* DO THIS *
Take every line where the string "with" appears and copy it.

═══ MATERIALS PROVIDED

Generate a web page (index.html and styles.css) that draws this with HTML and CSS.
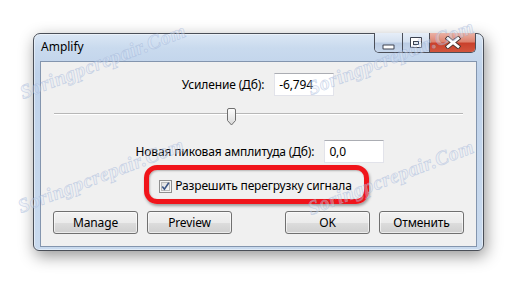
FILE: index.html
```html
<!DOCTYPE html>
<html lang="ru">
<head>
<meta charset="utf-8">
<title>Amplify</title>
<link rel="stylesheet" href="styles.css">
</head>
<body>
<div class="window">
  <div class="titlebar">
    <span class="title">Amplify</span>
    <div class="caption-buttons">
      <span class="cb cb-min"><svg width="13" height="7" viewBox="0 0 13 7"><rect x="0.5" y="1.5" width="12" height="5" rx="1" fill="#3c4250"/><rect x="1.5" y="2.5" width="10" height="3" fill="#ffffff"/></svg></span>
      <span class="cb cb-max"><svg width="12" height="11" viewBox="0 0 12 11"><rect x="0" y="0" width="12" height="11" rx="1" fill="#3c4250"/><rect x="1" y="1" width="10" height="9" fill="#ffffff"/><rect x="3" y="4" width="6" height="4" fill="#3c4250"/><rect x="4" y="5" width="4" height="2" fill="#dfe6f0"/></svg></span>
      <span class="cb cb-close"><svg width="16" height="13" viewBox="0 0 16 13"><path d="M3 2.5 L13 10.5 M13 2.5 L3 10.5" stroke="#4a3430" stroke-width="4.6" stroke-linecap="square"/><path d="M3 2.5 L13 10.5 M13 2.5 L3 10.5" stroke="#ffffff" stroke-width="2.8" stroke-linecap="square"/></svg></span>
    </div>
  </div>
  <div class="client">
    <div class="row row-gain">
      <label class="lbl">Усиление (Дб):</label>
      <span class="field">-6,794</span>
    </div>
    <div class="slider">
      <div class="track"></div>
      <svg class="thumb" width="11" height="18" viewBox="0 0 11 18">
        <defs><linearGradient id="tg" x1="0" y1="0" x2="0" y2="1"><stop offset="0" stop-color="#fdfdfd"/><stop offset="0.5" stop-color="#ececec"/><stop offset="1" stop-color="#d6d6d6"/></linearGradient></defs>
        <path d="M1.5 2 Q1.5 0.5 3 0.5 L8 0.5 Q9.5 0.5 9.5 2 L9.5 12.5 L5.5 17 L1.5 12.5 Z" fill="url(#tg)" stroke="#6f6f6f" stroke-width="1"/>
      </svg>
    </div>
    <div class="row row-peak">
      <label class="lbl">Новая пиковая амплитуда (Дб):</label>
      <span class="field">0,0</span>
    </div>
    <div class="row row-check">
      <span class="check-wrap">
        <svg class="checkbox" width="13" height="13" viewBox="0 0 13 13">
          <defs><linearGradient id="cg" x1="0" y1="0" x2="1" y2="1"><stop offset="0" stop-color="#dcdcdc"/><stop offset="1" stop-color="#fbfbfb"/></linearGradient></defs>
          <rect x="0.5" y="0.5" width="12" height="12" fill="#f4f4f4" stroke="#8f8f8f"/>
          <rect x="2.5" y="2.5" width="8" height="8" fill="url(#cg)" stroke="#b9b9b9"/>
          <path d="M3.3 6.6 L5.4 9.2 L9.8 2.8" fill="none" stroke="#3b5585" stroke-width="1.6"/>
        </svg>
        <span class="check-text">Разрешить перегрузку сигнала</span>
        <span class="highlight"></span>
      </span>
    </div>
    <div class="buttons">
      <button class="btn">Manage</button>
      <button class="btn">Preview</button>
      <span class="spacer"></span>
      <button class="btn">OK</button>
      <button class="btn">Отменить</button>
    </div>
  </div>
</div>
<span class="wm wm-a">Soringpcrepair.Com</span>
<span class="wm wm-b">Soringpcrepair.Com</span>
<span class="wm wm-c">Soringpcrepair.Com</span>
<span class="wm wm-d">Soringpcrepair.Com</span>
</body>
</html>
```
FILE: styles.css
```css
html, body {
  margin: 0;
  padding: 0;
  background: #ffffff;
}
body {
  width: 517px;
  height: 286px;
  overflow: hidden;
  position: relative;
  padding: 33px 0 0 33px;
  box-sizing: border-box;
  font-family: "Noto Sans", "Open Sans", sans-serif;
  font-size: 12px;
  letter-spacing: -0.15px;
  color: #000;
}
.window {
  width: 451px;
  box-sizing: border-box;
  border: 1px solid #4a4f58;
  border-radius: 7px 7px 6px 6px;
  padding: 0 6px 3px 6px;
  background: linear-gradient(to bottom, #dbe7f5 0px, #c9daee 14px, #bfd2ea 40px, #c4d6ec 120px, #c9daee 100%);
  box-shadow: 0 0 0 1px rgba(255,255,255,0.45) inset, 2px 5px 16px rgba(0,0,0,0.42);
}
.titlebar {
  display: flex;
  justify-content: space-between;
  align-items: flex-start;
  height: 27px;
  margin: 0 -6px;
}
.title {
  padding: 5px 0 0 7px;
  line-height: 16px;
  color: #000;
  letter-spacing: 0;
}
.caption-buttons {
  display: flex;
  margin: -1px 7px 0 0;
  border: 1px solid #4b4f59;
  border-top: none;
  border-radius: 0 0 5px 5px;
  overflow: hidden;
  height: 19px;
}
.cb {
  display: flex;
  align-items: center;
  justify-content: center;
  height: 19px;
}
.cb-min {
  width: 27px;
  border-right: 1px solid #4b4f59;
  background: linear-gradient(to bottom, #e6eef8 0%, #d5e1f0 45%, #bccde4 55%, #c7d7ec 100%);
}
.cb-min svg { margin-top: 7px; }
.cb-max {
  width: 26px;
  border-right: 1px solid #4b4f59;
  background: linear-gradient(to bottom, #e6eef8 0%, #d5e1f0 45%, #bccde4 55%, #c7d7ec 100%);
}
.cb-close {
  width: 45px;
  background: linear-gradient(to bottom, #eab2a6 0%, #de8470 45%, #c9412c 55%, #d2553d 100%);
}
.client {
  height: 186px;
  box-sizing: border-box;
  border: 1px solid #8395ae;
  background: #f0f0f0;
  padding: 11px 12px 12px 12px;
  display: flex;
  flex-direction: column;
}
.row {
  display: flex;
  justify-content: center;
  align-items: center;
  gap: 10px;
}
.row-gain { height: 23px; margin-right: 1px; }
.row-peak { height: 23px; margin-top: 15px; margin-left: 3px; }
.field {
  width: 60px;
  height: 23px;
  box-sizing: border-box;
  background: #fff;
  border: 1px solid #e2e3ea;
  border-top-color: #abadb3;
  padding: 2px 4px;
  line-height: 17px;
}
.slider {
  position: relative;
  height: 18px;
  margin: 12px 1px 0 1px;
}
.track {
  position: absolute;
  left: 0;
  right: 0;
  top: 5px;
  height: 1px;
  background: #b7b7b7;
  border-bottom: 1px solid #ffffff;
}
.thumb {
  position: absolute;
  left: 172px;
  top: 0;
}
.row-check {
  height: 14px;
  margin-top: 16px;
  margin-right: 6px;
}
.check-wrap {
  position: relative;
  display: flex;
  align-items: center;
  gap: 3px;
}
.check-text { line-height: 14px; }
.highlight {
  position: absolute;
  left: -15px;
  right: -17px;
  top: -14px;
  bottom: -11px;
  border: 5px solid #f0141a;
  border-radius: 13px;
  box-shadow: 1px 2px 3px rgba(0,0,0,0.35), inset 1px 1px 2px rgba(0,0,0,0.25);
}
.buttons {
  display: flex;
  margin-top: 18px;
  gap: 9px;
}
.spacer { flex: 1; }
.btn {
  width: 85px;
  height: 23px;
  padding: 0;
  font-family: inherit;
  font-size: 12px;
  letter-spacing: inherit;
  color: #000;
  border: 1px solid #707070;
  border-radius: 3px;
  background: linear-gradient(to bottom, #f2f2f2 0%, #ebebeb 50%, #dddddd 51%, #cfcfcf 100%);
  box-shadow: inset 0 0 0 1px rgba(255,255,255,0.6);
}
.wm {
  position: absolute;
  font-family: "Liberation Serif", serif;
  font-style: italic;
  font-weight: bold;
  font-size: 20px;
  letter-spacing: 0.5px;
  color: rgba(225, 232, 245, 0.35);
  -webkit-text-stroke: 0.7px rgba(150, 172, 212, 0.45);
  transform-origin: 0 100%;
  transform: rotate(-21deg);
  white-space: nowrap;
  pointer-events: none;
  line-height: 20px;
}
.wm-a { left: 24px; top: 82px; }
.wm-b { left: 312px; top: 78px; }
.wm-c { left: 22px; top: 196px; }
.wm-d { left: 312px; top: 198px; }
```
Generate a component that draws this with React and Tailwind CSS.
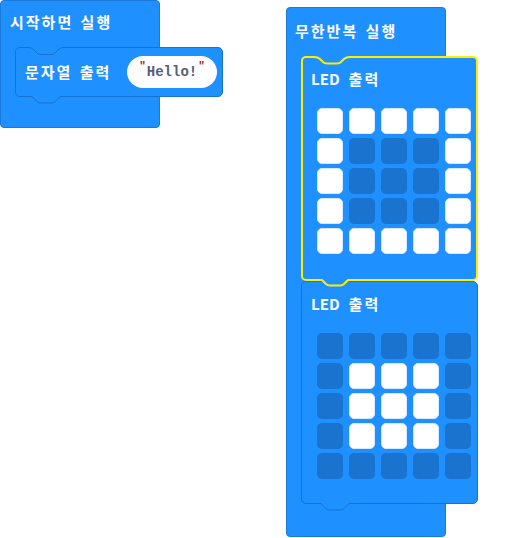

══════

* PROBLEM SOLUTION *
Generate a web page (index.html and styles.css) that draws this with HTML and CSS.
Generate a component that draws this with React and Tailwind CSS.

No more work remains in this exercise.